Haunted Mansion Parts Labels and Order Form (2012)

These parts labels and order form document the upkeep of the many Imagineer-designed effects housed with one of Disney’s most popular attractions, the Haunted Mansion.

The idea for the iconic attraction came about years before Disneyland’s opening, when Walt Disney called upon artist Harper Goff to create some of the earliest concept designs for his ambitious theme-park project. Though it didn’t make the cut as an opening-day attraction, development on the project continued as artists Ken Anderson and Sam McKim joined Goff in helping determine the look and style of the Mansion. Further along in the process, the conceptual artwork of Marc Davis and Claude Coats became instrumental in the attraction’s design. Rolly Crump, who envisioned a companion attraction called the “Museum of the Weird,” which never came to fruition, but lent several design elements to the finished Mansion, contributed greatly to the project, as well. He and Yale Gracey were chiefly responsible for creating the attraction’s many visual effects. X. Atencio helped solidify a storyline and penned, along with composer Buddy Baker, the now-famous “Grim Grinning Ghosts” theme. The façade of the Mansion was constructed along with the park’s New Orlean’s Square expansion, which opened in the summer of 1966, though the attraction itself wouldn’t be up and running for another three years. Initially conceived as a walk-through, plans were altered during this time to incorporate the recently-developed Omnimover vehicle system. Finally, almost two decades after talks first began of a haunted-house-style attraction, a midnight press event extending into the wee hours of August 12, 1969, revealed the spooky, plantation-style Haunted Mansion in all its ghostly glory. A couple years later, a second mansion—a variant Gothic-revival structure—debuted at the grand opening of Walt Disney World’s Magic Kingdom on October 1, 1971.

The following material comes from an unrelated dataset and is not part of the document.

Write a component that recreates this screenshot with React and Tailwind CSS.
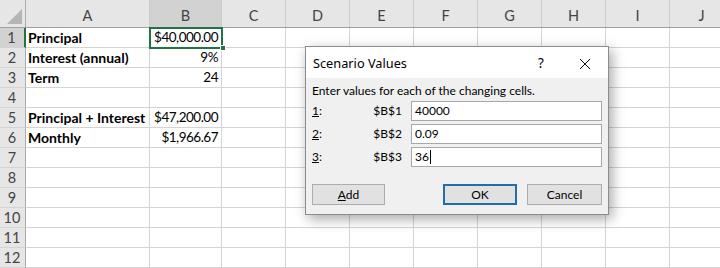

These parts labels were received in the spring of 2012 by Imagineers and maintenance technicians in an order shipment from Siemens Industries to the Florida-based Haunted Mansion attraction. As indicated on the labels, the order included mirrors used in the “Ghost Bride” projection-mapping effect in the attraction’s Attic Scene, as well as an industrial push-button switch, used in the attraction’s electrical operations. Also included is a parts re-order form, filled out in the hand of a Mansion technician, for an Uninterruptible Power Supply (UPS) to be used with the computer systems controlling the famed Stretch Room effects.

This rare documentation of the Haunted Mansion’s inner-workings provides a glimpse of the ever-evolving Imagineered technology that powers one of the most iconic theme-park attractions of all time—birthed as a simple idea and a few rough sketches all those years ago at the Walt Disney Studios.